Dakar 18 Review, Just because you can, doesn’t mean you should
- Developer: Bigmoon Entertainment
- Publisher: Deep Silver
- Genre: Driving Sim
- Release Date: 25/9/18
- Platforms: PS4, Xbox1, Windows
- Reviewed on:Xbox One X on 4K TV
- Game Supplied by: Publisher
I really really, wanted to get into this game, as for once there was something new to the rally/racing genre. It’s been done recently with the very good, Isle of Man TT, ie something new to the table so it was exciting to see and hear about the ambitious designs of Dakar 18 and what it could bring.
To most petrol heads, the words Dakar 18, means grueling long distance over scrub wasteland and desserts for, where mechanical reliability and excellent navigation skills result in a winning combination. So why is it then, that within the first 500 yards of the very first thing you do in the prologue, your co driver (more on him later) is screaming at you to get out the car; not that the game even tells to how, why or where to!

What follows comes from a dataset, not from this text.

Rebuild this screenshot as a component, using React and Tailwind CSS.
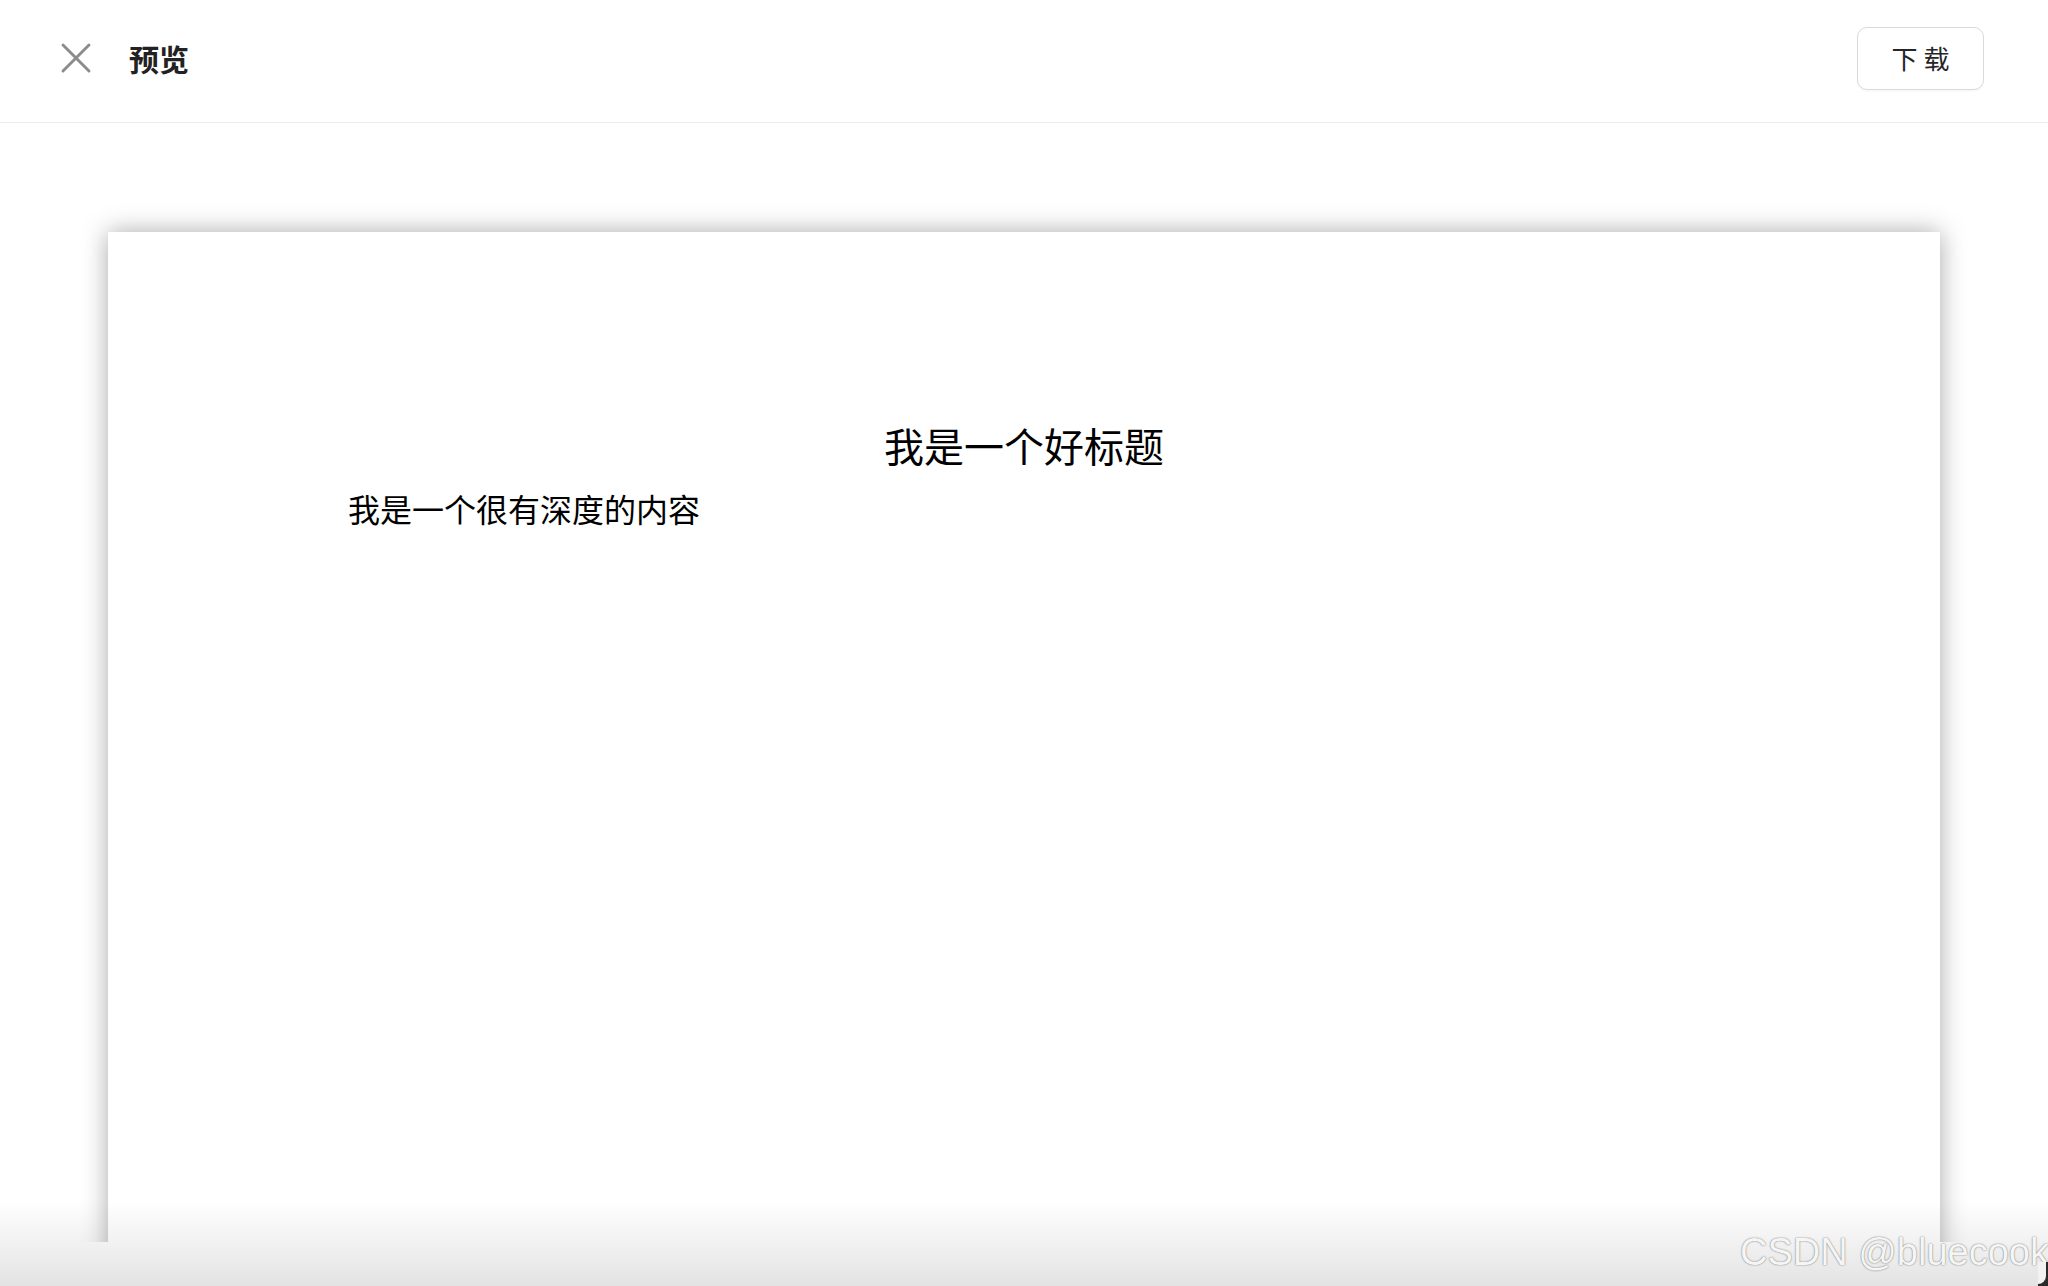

Your meant to help retrieve a stranded competitor, but doesn’t explain that you need to stop in front of them, to use the winch at the back. The irony is, your very shouty co driver who just screamed at you to stop and help him, when you do, then bemoans that you need to keep going. Make your mind up !
Not that you would want to get out of your car anyway as the landscape and graphics of the game are terrible. I had to pinch myself that i wasn’t playing a PS2 game, let alone a PS3 or current gen one. Even great driving sims on the PS2 looks better than this on the same tv. Dakar 18 has very limited rendering, detail, and interest. Even in the real world there is not much to look at so that translates to a boring looking game, which isn’t done very well anyway. This is probably because the developers have made one of the biggest open world games to date, with no loading times to help you travel in it.
To be fair, they have succeeded in their ambition here of a wide open, easy to get lost into gaming area, which is exactly how the real Dakar 18 is. There is also great realism in the awfully over complicated, but realistic navigation system. Much like the real world there are no way points marked magically in the air for you to follow. Here, like the real event, are GPS coordinates you need to drive to in the middle of nowhere, with no visual reference, to trigger a “note passed” screen that the checkpoint has been hit, and on to the next. As real as this is, it’s I found I spent more time looking at the compass and driving notes as i’m driving as I was outside the windscreen.
While doing this I soon noticed the discrepancies between the driver notes, compass, and my co driver. For example, the notes said take a sharp right, then sharp left, my co driver is shouting at me to take the track on the right now, when there was no actual track to the right on the screen, yet I was looking at a track straight ahead with a middle, with only a slight veer to the left and slight veer to the right tracks off it. The point being, at times, none of the notes matched.
The problem with this is, you can carry on thinking your going the right way, miss a whole heap of checkpoints with no clue that you are missing checkpoints until you finish and are then told you have failed. So you have to rinse repeat all over again, sometimes guessing despite the notes and co driver, until you figure it out.
So very soon I became frustrated with the game as it was doing it’s best not to help me, even on the easiest setting. Add to this sense of frustration of not really knowing where to go half the time despite understanding the driver notes, compass headings and co drivers rants, I found the handling deplorable. Vehicles have a distinct tendency to want to initiate a tank slapper at the slightest whiff of turning at speed. It could be argued that this is down to using a controller (much like Project Cars 1) but then as Dakar 18 currently has no wheel support, it’s all you can use right now anyway. Controls and the feel felt over reacting and the suspension too spongy. Every car/vehicle, felt very top heavy, and for want of another word, wobbly, to handle.
Then added to that, as the visuals are so archaic, I couldn’t even define what was quicksand to normal sand and quite easily got bogged down in it. Driving into rocks, (the big black things) resulted in damage to the car which you then had to repair at the click of a button but used up time in doing so.
The sound design of the game was acceptable, with the highlights being the engine noises vary for the vehicle you use quite well, and sound authentic, however, what with Mr Shout and complain a lot Co driver, nagging you to the finish, and average sound effects whilst going over various types of ground, the audio did what it should do just not very well.
I then ventured into the multiplayer lobbies, but couldn’t find a lobby to join to comment on how these played. Frankly that says it all to me about this game.
Despite my whingings above, there is the nuts and bolts of a decent game here. I can forgive the game for it’s average graphics, bad handling, and confusing navigation system, as if you are hardcore and a dedicated fan, spend a lot of time getting used to it all, you can get over these and play the game perfectly well. However there is one major flaw, and that simply is, none of it is fun. Why would you make a game of real world event that can only be described as a long boring drive?
It’s just driving drudgery, and Dakar 18, despite its flaws, re-creates that feel perfectly, so the question begs, why bother?